出版社に勤める江南は、オカルト雑誌の取材で「時計館」を訪れる。館に棲む亡霊と接触するために開かれる交霊会。姿を消す霊能者。鳴り響く時計の鐘。それは恐ろしい殺人事件の幕開け…という話。

上下巻に分かれているだけあって、壮大な物語でした。

どうしても館の構造に興味が行きがちですが、こと時計館に関しては、この館でなければならない、この館を建てた当主の想いが強く反映された(おそらくそういう意味ではシリーズ随一)作品だと感じました。いつもはあまり気にしないトリックに唸らされたのもそのためだと思います。

あとがきで触れられていましたが、この作品は「時計館」という舞台を先に決めてから作られたそうです。なるほどなー。また、解説は古典部シリーズでお馴染みの米澤穂信さんで、時計館に対する熱い想いが語られていてよかった。


ところで館シリーズには、建築家・中村青司に島田潔という共通点がありますが、それ以外にもシリーズを通して共通する大きな特徴があります。

物語のヒントにもなるので詳しくは書きませんが、その特徴こそがミステリー小説の魅力を最大限に引き出し、小説ならではの面白さを存分に味わわせてくれます。
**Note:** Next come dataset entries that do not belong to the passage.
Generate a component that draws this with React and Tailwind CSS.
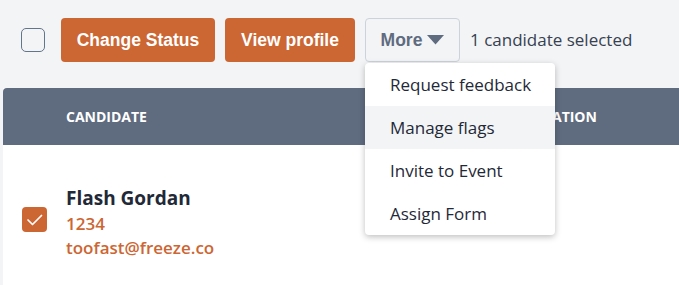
import React from "react";

export default function App() {
  const sans = { fontFamily: '"Open Sans", "Noto Sans", sans-serif' };
  const arial = { fontFamily: '"Liberation Sans", Arial, sans-serif' };
  return (
    <div className="w-[679px] h-[285px] bg-[#f3f4f6] overflow-hidden relative" style={sans}>
      <div className="flex items-center h-[80px] mb-[8px] pl-[21px]">
        <div className="w-[24px] h-[24px] rounded-[5px] border-[1.5px] border-[#64748b] bg-[#f3f4f6]" />
        <button className="ml-[16px] h-[44px] w-[154px] rounded-[4px] bg-[#cc6633] text-white text-[17.5px] font-bold" style={arial}>
          Change Status
        </button>
        <button className="ml-[10px] h-[44px] w-[130px] rounded-[4px] bg-[#cc6633] text-white text-[17.5px] font-bold" style={arial}>
          View profile
        </button>
        <button className="ml-[10px] h-[44px] w-[95px] rounded-[4px] border border-[#cdd3db] bg-[#f3f4f6] text-[#5f6b7f] text-[17.5px] font-bold flex items-center justify-center gap-[5px]" style={arial}>
          More
          <svg width="17" height="10" viewBox="0 0 17 10"><path d="M0 0 H17 L8.5 9.5 Z" fill="#5f6b7f" /></svg>
        </button>
        <span className="ml-[10px] text-[17px] text-[#374151]">1 candidate selected</span>
      </div>
      <div className="ml-[3px] bg-white h-[197px]">
        <div className="h-[57px] bg-[#5f6b7f] rounded-tl-[4px] flex items-center pl-[63px] text-white text-[14px] font-bold">
          <span className="w-[458px]">CANDIDATE</span>
          <span>LOCATION</span>
        </div>
        <div className="flex items-start pl-[19px] pt-[39px]">
          <div className="w-[25px] h-[25px] rounded-[4px] bg-[#cc6633] mt-[23px]">
            <svg width="25" height="25" viewBox="0 0 25 25"><path d="M6 13 L10.5 17.5 L19.5 8.5" stroke="white" strokeWidth="1.7" fill="none" strokeLinecap="round" strokeLinejoin="round" /></svg>
          </div>
          <div className="ml-[19px] flex flex-col">
            <span className="text-[19px] font-bold text-[#1f2937] leading-[28px]">Flash Gordan</span>
            <span className="text-[17px] font-semibold text-[#cc6633] leading-[24px]">1234</span>
            <span className="text-[17px] font-semibold text-[#cc6633] leading-[24px]">toofast@freeze.co</span>
          </div>
        </div>
      </div>
      <div className="absolute left-[365px] top-[63px] w-[190px] bg-white rounded-[4px] shadow-[0_2px_6px_rgba(0,0,0,0.25)] overflow-hidden">
        {["Request feedback", "Manage flags", "Invite to Event", "Assign Form"].map((t, i) => (
          <div key={t} className={"h-[43px] flex items-center pl-[25px] text-[17px] text-[#1f2937] " + (i === 1 ? "bg-[#f3f4f6]" : "")}>
            {t}
          </div>
        ))}
      </div>
    </div>
  );
}
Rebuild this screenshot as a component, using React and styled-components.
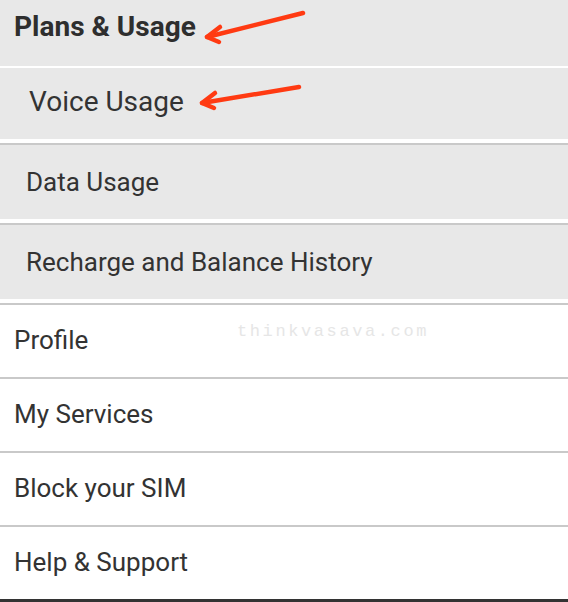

今作でももちろんその特徴ははっきりと現れており、それこそが綾辻氏のずば抜けて凄いところだなと思います。一歩間違えば拍子抜け。二度は通用しない。そんな大胆な手法で楽しませてくれるのがいいです。

余談ですが、シリーズ物なので順番に読むに越したことはありませんが、バラバラに読むとしても時計館よりも迷路館を先に読んでおいた方が楽しめます。


少し休憩しようか、このまま読み進めるか迷うところですが、次作は黒猫館。気になるタイトルではあります。